In his beautifully written book, Rodriguez does indeed find his own brown prose. His prose channels ancient Aztec poets and mixes it with his American language and doctoral command of the English language and literary theory. The result is a brown prose to match his brown voice. Although Brown is a complicated book, Rodriguez's message is clear, especially in chapter two, "In the Brown Study," where he taunts his detractors and gives us a taste of his rich just desserts and sweet revenge of his critics.

The fourth chapter, "Poor Richard" follows a black suit to Rodriguez's "baptism" as a Hispanic--and the beginning of his browness.

"But it was not until Richard Nixon's administration that I became brown. A government document of dulling prose, Statistical Directive 15, would redefine America as an idea in five colors: White. Black.Yellow. Red. Brown."

As he traces Nixon's strengths and weaknesses and gives up the black suit he wears in imitation of hard-working federal figures, like Nixon, Rodriguez stands firm on his original position from, "Hunger of Memory," against Affirmative Action.

"The saddest part of the story is that Nixon was willing to disown his own myth for political expediency. It would be the working-class white kid-the sort he had been-who would end up paying the price of affirmative action, not Kennedys. Affirmative action defined a "minority" in a numerical rather than a cultural sense. And since white males were already numerically "represented" in the boardroom, as at Harvard, the Appalachian white kid could not qualify as a minority. And since brown and black faces were "underrepresented," those least disadvantaged brown and black Americans, like me, were able to claim the prize of admission and no one questioned our progress."

Rodriguez has been thinking about his color for over a decade. Yet, in the next chapter "Hispanic," Rodriguez reconfigures his brown essence and "discovers" that not only is he brown, but so is America. Rodriguez is no longer a brown man in a black and white world, he's a brown man in a browning America that's forced to redefine her east-west configuration to a north-south paradigm. He holds up for inspection the browning of the American tongue as a prime example. The Spanish language continues to move northward and melts into English as Mexicans continue to seek "el norte."

"But I marvel at the middle-class American willingness to take Spanish up. Standing in the burrito line in a Chinese neighborhood, I notice how many customers know the chopsticks of Spanish: "carnitas" and "guacamole" and "sí," gracias," "refritos," and "caliente," and all the rest of what they need to know. And, it occurs to me that the Chinese-American couple in front of me, by speaking Spanish, may actually be speaking American English."

In America's case, the "last" brown discovery is also her first. Rodriguez points to early examples of the muddying of the English language that began when we borrowed necessary words from Indians and tonal inflections from Africans. These words slipped in during hushed unions and the mixing of races, early examples of relationships that veer off the page of history books. As a Mexican, Rodriguez is the product of the union of a Spaniard and an Indian. The last chapter, "Peter's Avocado" talks about the browning of his own family and how the blond woman married to his Hindu uncle makes him, and America, a deeper shade of brown.

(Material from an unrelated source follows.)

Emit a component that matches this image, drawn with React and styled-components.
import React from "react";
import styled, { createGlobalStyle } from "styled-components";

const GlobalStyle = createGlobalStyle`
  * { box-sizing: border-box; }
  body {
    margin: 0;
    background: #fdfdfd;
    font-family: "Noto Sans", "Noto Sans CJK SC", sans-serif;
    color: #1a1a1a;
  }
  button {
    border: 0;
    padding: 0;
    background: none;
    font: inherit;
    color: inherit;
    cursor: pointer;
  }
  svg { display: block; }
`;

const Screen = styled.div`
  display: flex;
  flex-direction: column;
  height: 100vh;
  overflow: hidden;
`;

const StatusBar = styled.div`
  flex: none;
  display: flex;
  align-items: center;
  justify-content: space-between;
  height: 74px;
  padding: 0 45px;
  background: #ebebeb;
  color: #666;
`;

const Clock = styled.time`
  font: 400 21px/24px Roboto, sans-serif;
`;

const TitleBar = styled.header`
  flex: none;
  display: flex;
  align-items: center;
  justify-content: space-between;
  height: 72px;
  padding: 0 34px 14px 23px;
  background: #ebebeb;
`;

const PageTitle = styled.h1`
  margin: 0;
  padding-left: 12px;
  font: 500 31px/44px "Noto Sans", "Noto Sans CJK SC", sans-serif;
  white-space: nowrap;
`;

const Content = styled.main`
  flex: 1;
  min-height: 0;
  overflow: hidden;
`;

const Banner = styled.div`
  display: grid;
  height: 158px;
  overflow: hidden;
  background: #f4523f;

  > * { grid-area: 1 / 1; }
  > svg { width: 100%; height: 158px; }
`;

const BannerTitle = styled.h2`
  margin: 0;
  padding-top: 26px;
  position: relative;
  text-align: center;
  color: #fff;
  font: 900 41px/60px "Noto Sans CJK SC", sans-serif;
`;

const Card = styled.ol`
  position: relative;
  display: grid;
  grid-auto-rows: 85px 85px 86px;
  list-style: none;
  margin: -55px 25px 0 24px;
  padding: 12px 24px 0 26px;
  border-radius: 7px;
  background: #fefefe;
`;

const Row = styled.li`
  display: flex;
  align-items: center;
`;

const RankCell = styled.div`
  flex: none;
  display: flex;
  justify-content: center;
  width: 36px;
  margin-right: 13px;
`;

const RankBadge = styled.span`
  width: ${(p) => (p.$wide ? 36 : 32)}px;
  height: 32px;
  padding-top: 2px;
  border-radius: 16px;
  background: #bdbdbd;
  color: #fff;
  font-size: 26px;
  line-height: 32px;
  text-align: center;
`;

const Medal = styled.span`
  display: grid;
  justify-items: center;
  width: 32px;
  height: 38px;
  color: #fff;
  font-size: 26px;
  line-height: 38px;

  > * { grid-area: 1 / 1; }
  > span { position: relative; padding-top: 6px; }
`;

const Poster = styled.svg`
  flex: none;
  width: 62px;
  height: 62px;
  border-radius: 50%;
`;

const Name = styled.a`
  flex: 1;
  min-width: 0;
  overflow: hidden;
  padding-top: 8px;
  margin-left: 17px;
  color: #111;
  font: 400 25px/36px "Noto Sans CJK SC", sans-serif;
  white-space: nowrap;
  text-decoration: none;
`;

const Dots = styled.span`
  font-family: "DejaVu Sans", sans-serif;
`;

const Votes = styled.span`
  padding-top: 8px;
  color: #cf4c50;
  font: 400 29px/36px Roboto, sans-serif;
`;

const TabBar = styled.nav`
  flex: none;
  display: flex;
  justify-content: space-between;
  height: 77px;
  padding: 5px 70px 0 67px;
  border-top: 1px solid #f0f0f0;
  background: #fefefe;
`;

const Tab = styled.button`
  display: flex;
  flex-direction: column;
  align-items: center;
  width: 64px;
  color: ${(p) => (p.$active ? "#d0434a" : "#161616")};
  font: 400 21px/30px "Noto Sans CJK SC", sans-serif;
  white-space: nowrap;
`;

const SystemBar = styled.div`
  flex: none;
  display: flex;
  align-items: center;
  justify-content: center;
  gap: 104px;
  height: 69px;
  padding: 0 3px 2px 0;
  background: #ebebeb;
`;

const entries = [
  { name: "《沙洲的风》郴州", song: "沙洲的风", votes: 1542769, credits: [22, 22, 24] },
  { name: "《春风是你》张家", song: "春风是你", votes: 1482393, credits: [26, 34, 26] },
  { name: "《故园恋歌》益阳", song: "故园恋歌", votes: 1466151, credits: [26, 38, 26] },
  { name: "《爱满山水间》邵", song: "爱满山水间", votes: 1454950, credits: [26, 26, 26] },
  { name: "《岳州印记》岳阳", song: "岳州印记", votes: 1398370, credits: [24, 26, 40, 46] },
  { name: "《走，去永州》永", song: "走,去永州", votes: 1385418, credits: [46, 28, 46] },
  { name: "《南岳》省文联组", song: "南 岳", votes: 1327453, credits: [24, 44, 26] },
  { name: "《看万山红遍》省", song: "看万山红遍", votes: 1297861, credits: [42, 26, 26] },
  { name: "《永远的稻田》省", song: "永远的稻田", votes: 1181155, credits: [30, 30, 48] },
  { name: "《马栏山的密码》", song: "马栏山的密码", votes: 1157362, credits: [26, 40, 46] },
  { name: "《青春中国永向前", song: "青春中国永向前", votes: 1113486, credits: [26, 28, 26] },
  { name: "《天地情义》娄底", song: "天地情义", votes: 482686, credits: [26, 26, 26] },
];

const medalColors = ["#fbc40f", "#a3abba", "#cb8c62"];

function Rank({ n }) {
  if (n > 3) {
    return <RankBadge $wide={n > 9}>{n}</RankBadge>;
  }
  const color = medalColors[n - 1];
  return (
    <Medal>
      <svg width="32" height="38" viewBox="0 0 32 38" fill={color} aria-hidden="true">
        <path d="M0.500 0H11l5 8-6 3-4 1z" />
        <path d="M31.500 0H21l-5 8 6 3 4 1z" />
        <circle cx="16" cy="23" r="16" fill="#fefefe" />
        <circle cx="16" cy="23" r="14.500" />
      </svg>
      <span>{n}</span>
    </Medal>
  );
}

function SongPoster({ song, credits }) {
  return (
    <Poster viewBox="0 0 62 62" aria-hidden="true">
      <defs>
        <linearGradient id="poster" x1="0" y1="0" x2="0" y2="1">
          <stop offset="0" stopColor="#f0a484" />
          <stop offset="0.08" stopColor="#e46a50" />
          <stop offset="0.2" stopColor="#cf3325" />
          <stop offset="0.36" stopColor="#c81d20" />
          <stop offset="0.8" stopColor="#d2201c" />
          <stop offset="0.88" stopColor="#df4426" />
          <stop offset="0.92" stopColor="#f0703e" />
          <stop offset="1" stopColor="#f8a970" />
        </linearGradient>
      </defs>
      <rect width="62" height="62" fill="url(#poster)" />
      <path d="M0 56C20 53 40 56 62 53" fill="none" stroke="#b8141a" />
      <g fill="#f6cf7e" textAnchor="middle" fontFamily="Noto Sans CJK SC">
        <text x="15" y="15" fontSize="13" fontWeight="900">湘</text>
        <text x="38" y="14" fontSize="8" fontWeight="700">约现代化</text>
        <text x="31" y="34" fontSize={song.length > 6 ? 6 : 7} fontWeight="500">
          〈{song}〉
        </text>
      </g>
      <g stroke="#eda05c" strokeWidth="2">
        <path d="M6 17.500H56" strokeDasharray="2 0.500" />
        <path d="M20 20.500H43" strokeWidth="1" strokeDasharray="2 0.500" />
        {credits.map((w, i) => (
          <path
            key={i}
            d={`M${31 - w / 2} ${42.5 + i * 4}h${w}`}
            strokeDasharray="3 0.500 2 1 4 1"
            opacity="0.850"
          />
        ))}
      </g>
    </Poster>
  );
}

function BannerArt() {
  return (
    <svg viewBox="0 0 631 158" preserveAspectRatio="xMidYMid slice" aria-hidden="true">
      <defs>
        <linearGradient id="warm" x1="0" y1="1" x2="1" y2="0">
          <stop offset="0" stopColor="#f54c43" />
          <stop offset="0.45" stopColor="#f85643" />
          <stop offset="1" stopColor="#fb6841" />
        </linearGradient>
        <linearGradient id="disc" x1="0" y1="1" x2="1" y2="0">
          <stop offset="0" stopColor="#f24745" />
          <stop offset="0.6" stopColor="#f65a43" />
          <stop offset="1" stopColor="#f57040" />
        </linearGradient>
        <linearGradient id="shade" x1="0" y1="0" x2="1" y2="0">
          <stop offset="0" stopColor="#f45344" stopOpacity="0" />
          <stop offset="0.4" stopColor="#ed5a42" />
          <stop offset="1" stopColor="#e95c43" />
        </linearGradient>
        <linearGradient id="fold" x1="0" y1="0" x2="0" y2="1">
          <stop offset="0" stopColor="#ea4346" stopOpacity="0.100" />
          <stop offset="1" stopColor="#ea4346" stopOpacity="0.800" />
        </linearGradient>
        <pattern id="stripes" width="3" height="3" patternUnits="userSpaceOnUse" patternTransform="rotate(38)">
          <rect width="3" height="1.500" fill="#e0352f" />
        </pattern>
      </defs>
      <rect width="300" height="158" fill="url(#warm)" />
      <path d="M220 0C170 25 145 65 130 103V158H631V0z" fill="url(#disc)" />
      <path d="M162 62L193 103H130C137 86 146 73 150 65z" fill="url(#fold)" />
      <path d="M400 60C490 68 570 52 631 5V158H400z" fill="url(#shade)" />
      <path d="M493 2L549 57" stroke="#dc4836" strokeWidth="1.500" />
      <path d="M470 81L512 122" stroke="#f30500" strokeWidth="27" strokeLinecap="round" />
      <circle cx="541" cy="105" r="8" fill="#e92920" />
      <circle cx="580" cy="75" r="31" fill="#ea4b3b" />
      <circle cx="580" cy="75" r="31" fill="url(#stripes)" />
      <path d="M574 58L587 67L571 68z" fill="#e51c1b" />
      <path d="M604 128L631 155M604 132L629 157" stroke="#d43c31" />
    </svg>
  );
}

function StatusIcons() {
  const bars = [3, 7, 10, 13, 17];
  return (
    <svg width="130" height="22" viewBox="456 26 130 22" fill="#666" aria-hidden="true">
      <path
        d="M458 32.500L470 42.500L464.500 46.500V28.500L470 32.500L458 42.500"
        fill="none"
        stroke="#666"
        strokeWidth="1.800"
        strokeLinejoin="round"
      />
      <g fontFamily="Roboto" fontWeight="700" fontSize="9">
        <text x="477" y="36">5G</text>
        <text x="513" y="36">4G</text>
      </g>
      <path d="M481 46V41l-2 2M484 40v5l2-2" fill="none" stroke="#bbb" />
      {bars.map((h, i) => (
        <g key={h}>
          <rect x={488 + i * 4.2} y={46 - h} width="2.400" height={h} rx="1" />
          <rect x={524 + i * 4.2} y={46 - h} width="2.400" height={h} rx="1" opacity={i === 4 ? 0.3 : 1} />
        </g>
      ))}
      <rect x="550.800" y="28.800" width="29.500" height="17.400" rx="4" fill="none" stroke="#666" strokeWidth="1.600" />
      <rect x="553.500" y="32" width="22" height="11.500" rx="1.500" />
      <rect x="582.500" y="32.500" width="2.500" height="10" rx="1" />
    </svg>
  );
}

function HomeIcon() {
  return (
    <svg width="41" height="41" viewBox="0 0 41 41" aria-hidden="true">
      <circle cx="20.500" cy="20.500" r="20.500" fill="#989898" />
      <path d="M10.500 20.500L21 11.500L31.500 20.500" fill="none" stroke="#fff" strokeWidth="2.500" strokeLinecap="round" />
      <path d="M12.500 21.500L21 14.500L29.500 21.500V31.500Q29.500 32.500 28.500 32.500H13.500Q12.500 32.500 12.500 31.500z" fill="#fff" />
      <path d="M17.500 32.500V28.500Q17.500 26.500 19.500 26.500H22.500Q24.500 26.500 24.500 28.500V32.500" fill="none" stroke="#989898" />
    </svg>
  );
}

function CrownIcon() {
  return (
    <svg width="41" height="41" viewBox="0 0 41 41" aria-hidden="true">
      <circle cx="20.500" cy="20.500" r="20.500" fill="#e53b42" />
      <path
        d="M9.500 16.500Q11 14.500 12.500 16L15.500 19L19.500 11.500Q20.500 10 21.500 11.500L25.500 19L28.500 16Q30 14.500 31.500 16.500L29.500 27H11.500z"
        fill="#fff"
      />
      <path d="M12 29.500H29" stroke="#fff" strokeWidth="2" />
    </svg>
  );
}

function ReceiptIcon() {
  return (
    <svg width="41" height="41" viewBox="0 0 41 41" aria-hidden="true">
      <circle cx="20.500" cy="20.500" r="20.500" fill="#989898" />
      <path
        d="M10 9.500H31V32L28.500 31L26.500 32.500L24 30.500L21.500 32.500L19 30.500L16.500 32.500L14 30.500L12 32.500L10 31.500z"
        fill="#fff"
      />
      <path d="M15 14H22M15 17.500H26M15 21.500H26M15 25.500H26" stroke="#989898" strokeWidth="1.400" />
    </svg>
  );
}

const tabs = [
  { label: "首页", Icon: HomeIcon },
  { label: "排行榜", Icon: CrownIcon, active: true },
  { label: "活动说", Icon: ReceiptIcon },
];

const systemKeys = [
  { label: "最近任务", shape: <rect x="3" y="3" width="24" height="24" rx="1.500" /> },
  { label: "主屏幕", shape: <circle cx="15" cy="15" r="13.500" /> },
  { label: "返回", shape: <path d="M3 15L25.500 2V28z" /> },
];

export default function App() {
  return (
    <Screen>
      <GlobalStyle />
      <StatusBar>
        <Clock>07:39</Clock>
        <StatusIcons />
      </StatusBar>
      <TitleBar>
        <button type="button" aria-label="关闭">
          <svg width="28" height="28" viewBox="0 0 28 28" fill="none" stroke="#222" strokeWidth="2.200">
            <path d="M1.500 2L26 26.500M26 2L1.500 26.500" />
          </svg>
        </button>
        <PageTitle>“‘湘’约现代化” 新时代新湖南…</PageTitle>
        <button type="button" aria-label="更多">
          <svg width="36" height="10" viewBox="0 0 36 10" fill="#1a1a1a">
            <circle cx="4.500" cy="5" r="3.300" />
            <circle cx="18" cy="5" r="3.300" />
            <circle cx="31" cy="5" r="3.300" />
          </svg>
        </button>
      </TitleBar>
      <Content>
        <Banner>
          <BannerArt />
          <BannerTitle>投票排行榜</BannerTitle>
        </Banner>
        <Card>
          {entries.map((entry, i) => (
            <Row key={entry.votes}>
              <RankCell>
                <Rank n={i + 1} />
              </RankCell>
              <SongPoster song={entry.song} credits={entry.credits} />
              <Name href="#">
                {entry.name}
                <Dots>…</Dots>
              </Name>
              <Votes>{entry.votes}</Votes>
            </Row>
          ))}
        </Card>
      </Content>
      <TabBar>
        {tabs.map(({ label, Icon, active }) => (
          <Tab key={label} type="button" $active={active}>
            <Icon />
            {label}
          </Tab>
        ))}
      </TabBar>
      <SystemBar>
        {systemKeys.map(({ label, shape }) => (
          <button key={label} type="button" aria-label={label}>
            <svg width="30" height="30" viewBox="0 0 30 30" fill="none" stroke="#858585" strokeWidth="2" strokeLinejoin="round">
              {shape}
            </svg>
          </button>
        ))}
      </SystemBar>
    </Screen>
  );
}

"I want to speak of such unpursued scenes and lives constituting brown history. Brown, not in the essence of pigment, necessarily, but brown because mixed, confused, lumped, impure, unpasteurized, as motives are mixed, and the fluids of generation are mixed and emotions are unclear, and the tally of human progress and failure in every generation is mixed, and unaccounted for."

America's "last" discovery is a dangerous discovery of love; a desire that Puritan America would rather not discuss. And, Rodriguez's deepest secret is a sexual secret. His secret, that's he a gay Catholic, is what really makes him brown in America.